After those long balls, the Orioles wasted a best-case scenario in the bottom of the ninth, and San Francisco catcher A.J. Pierzynski led off the 11th inning with a home run to oust the Orioles before 48,869, the largest crowd of the season and sixth-largest ever at Oriole Park at Camden Yards.

"The fans got a kick out of [the home runs] today," Orioles Manager Lee Mazzilli said between games. "But we still came up short."

The second game didn't have nearly as much kick. The Orioles walked Bonds five times, four intentionally. Many in the crowd of 40,434 booed as soon as catcher Robert Machado stuck his left arm out to signal the free passes; Bonds reached on an error in his other at-bat and scored his only run of the game.

Bonds's five walks matched a career high and his intentional walks were one shy of the major league record held by Andre Dawson. It was the third game this season Bonds has been intentionally walked four times.

Melvin Mora drew a one-out walk in the bottom of the 12th inning, then moved to third on a single by Miguel Tejada, his first hit in 11 at-bats on the day. Javy Lopez struck out, Palmeiro was intentionally walked and Larry Bigbie followed with a soft hit to center field just out of the reach of Michael Tucker.

The Orioles (27-31) had scored twice in the bottom of the eighth inning to tie it at 4, with Brian Roberts's bases-loaded walk forcing in Lopez with the tying run.

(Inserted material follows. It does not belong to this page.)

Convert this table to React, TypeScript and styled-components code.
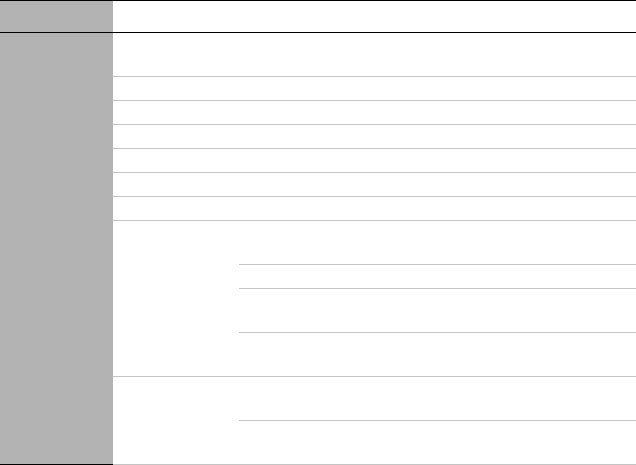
import React from 'react';
import styled, { createGlobalStyle } from 'styled-components';

const GlobalStyle = createGlobalStyle`
  html, body {
    margin: 0;
    padding: 0;
    background: #ffffff;
    font-family: "Liberation Sans", Arial, sans-serif;
  }
`;

const RULE = '#c4c4c4';
const SHADE = '#b3b3b3';

const Table = styled.div`
  width: 636px;
  border-top: 1px solid #000;
  overflow: hidden;
`;

const HeaderRow = styled.div`
  display: grid;
  grid-template-columns: 113px 1fr;
  height: 31px;
  border-bottom: 1px solid #000;
`;

const Shaded = styled.div`
  background: ${SHADE};
`;

const SideCell = styled(Shaded)`
  border-bottom: 1px solid #000;
`;

const Body = styled.div`
  display: grid;
  grid-template-columns: 113px 1fr;
`;

const Rows = styled.div`
  display: flex;
  flex-direction: column;
`;

type RowProps = {
  h: number;
  last?: boolean;
};

const Row = styled.div<RowProps>`
  height: ${props => props.h}px;
  border-bottom: ${props => props.last ? 'none' : `1px solid ${RULE}`};
`;

const Group = styled.div`
  display: grid;
  grid-template-columns: 126px 1fr;
  border-bottom: 1px solid ${RULE};
`;

const SubRows = styled.div`
  display: flex;
  flex-direction: column;
`;

const simpleRows = [43, 23, 23, 23, 23, 23, 23];
const groups = [
  [43, 23, 43, 43],
  [43, 43],
];

export default function App() {
  return (
    <>
      <GlobalStyle />
      <Table>
        <HeaderRow>
          <Shaded />
          <div />
        </HeaderRow>
        <Body>
          <SideCell />
          <Rows>
            {simpleRows.map((h, index) => (
              <Row key={index} h={h} />
            ))}
            {groups.map((sub, gi) => (
              <Group key={gi}>
                <div />
                <SubRows>
                  {sub.map((h, index) => (
                    <Row key={index} h={h} last={index === sub.length - 1} />
                  ))}
                </SubRows>
              </Group>
            ))}
          </Rows>
        </Body>
      </Table>
    </>
  );
}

Saturday's first game, a 3-hour 56-minute marathon was all about home runs, starting with Bonds effortlessly sending two balls onto Eutaw Street beyond the right field wall -- but short of the B&O Warehouse -- during batting practice. The teams then combined for six home runs in the game.

The Orioles pitched to Bonds and used a defensive shift that had shortstop Tejada looking like a second baseman and second baseman Roberts in shallow right field. After grounding out to first in his initial at-bat, Bonds deposited a 1-0 slider just a few rows into the left field seats for a solo home run in the third inning, his 17th homer this season and 675th of his career, behind only Hank Aaron (755) and Babe Ruth (714).

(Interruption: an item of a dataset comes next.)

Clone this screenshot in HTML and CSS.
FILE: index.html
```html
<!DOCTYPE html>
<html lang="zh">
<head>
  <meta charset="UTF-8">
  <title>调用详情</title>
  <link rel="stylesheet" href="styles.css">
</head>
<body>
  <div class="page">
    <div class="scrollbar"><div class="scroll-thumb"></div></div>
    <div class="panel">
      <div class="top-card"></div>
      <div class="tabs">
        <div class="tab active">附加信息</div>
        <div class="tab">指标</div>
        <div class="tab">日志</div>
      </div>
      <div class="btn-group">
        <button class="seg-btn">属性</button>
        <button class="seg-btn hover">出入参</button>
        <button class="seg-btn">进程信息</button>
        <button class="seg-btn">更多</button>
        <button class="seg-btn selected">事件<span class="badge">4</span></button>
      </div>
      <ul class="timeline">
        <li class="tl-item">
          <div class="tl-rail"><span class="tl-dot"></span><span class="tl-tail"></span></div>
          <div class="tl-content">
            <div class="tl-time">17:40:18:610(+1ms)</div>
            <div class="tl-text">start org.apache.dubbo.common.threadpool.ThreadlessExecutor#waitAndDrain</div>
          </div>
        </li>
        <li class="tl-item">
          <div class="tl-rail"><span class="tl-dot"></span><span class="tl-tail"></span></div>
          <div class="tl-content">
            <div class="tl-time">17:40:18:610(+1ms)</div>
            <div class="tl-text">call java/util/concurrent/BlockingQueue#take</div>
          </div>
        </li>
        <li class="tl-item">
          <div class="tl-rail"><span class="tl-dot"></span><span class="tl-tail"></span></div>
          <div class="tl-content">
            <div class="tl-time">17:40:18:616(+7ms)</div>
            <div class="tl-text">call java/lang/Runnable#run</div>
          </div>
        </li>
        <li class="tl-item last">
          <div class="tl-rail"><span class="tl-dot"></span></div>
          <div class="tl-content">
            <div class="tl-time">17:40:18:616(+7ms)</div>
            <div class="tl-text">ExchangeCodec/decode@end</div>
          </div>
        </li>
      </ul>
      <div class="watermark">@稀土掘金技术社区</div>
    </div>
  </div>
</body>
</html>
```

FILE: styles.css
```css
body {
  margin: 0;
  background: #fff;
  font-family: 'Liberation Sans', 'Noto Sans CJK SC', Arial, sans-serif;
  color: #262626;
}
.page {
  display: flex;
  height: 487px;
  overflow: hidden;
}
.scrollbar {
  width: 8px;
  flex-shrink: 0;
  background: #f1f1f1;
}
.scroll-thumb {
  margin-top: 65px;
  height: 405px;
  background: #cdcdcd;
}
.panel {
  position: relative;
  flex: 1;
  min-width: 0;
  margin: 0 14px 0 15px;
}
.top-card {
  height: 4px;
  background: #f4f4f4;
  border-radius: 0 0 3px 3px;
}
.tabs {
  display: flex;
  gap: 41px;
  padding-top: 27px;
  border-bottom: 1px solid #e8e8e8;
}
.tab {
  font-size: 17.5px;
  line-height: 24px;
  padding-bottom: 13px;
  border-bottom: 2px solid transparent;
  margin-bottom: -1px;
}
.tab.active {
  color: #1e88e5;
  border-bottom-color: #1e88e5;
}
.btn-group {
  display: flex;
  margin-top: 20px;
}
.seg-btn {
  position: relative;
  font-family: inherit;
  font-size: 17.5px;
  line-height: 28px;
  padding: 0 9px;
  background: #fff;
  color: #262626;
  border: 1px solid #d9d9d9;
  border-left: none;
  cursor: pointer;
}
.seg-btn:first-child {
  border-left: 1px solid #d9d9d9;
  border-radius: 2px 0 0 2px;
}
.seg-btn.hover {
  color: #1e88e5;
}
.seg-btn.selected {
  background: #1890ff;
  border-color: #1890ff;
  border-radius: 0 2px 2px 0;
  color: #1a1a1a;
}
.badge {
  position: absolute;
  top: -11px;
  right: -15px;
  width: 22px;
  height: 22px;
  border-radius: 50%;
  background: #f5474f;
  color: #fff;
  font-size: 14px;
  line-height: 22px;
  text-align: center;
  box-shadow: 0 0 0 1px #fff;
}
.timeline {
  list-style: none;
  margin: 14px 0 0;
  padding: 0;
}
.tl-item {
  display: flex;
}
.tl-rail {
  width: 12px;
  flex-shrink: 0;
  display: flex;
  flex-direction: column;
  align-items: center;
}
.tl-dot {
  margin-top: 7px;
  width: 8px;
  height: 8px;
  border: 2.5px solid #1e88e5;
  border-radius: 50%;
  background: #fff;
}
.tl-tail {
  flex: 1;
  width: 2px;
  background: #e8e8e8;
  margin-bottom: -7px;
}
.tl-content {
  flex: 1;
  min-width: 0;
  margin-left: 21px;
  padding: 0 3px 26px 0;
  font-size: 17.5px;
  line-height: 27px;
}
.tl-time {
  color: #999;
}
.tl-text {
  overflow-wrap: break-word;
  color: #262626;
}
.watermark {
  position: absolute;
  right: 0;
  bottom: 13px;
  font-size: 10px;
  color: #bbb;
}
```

"Part of history, huh?" said the Orioles' Rodrigo Lopez when informed that he was the 400th pitcher to give up a home run to Bonds. Lopez said that was the only time he attacked Bonds, who finished 3 for 6.

While many fans headed to concessions and the restrooms after Bonds's home run, Palmeiro brought the remaining crowd back to its feet in the bottom of the inning when he pulled a 1-1 fastball over the right field wall for a two-run home run and a 3-1 lead. It was Palmeiro's first homer since May 27.

The last time two players with more than 500 home runs went deep in the same game was on May 8, 1971, when Bonds's godfather, Willie Mays, and Aaron accomplished the feat. The other time it happened was on June 17, 1970, with Mays and Ernie Banks.

Palmeiro wasn't done. When the Orioles fell behind 5-4 after Lopez and reliever Rick Bauer combined to allow four runs in the sixth inning, Palmeiro hit a solo home run to center field in the bottom of the eighth to tie the score at 5. His ninth homer of the season was the 537th of his career, moving him past Mickey Mantle for 11th place on the career list.

"When I grew up, all my dad talked about was Mickey," Palmeiro said. "To me, he was the guy. To tie and pass him on the same day, I never thought that would happen to me.

"It's nice and all, but we lost. It would have been a lot nicer if we had won."

The Orioles failed to score in the bottom of the ninth after loading the bases with no outs, then saw closer Jorge Julio struggle again in the 11th, allowing Pierzynski to line a 2-0 fastball into the right field bleachers. Four singles and a walk led to three more runs, and Mazzilli had to bring in Buddy Groom to get the final out. It was the sixth consecutive appearance that Julio (1-2) has allowed at least one run.

"He's got to work out of it," Mazzilli said.

Orioles Note: Jay Gibbons, on the disabled list because of back spasms, played seven innings in right field in the first game of a doubleheader for Class AA Bowie. Gibbons, who is expected to be activated Monday, went 0 for 2 with a walk and a run scored.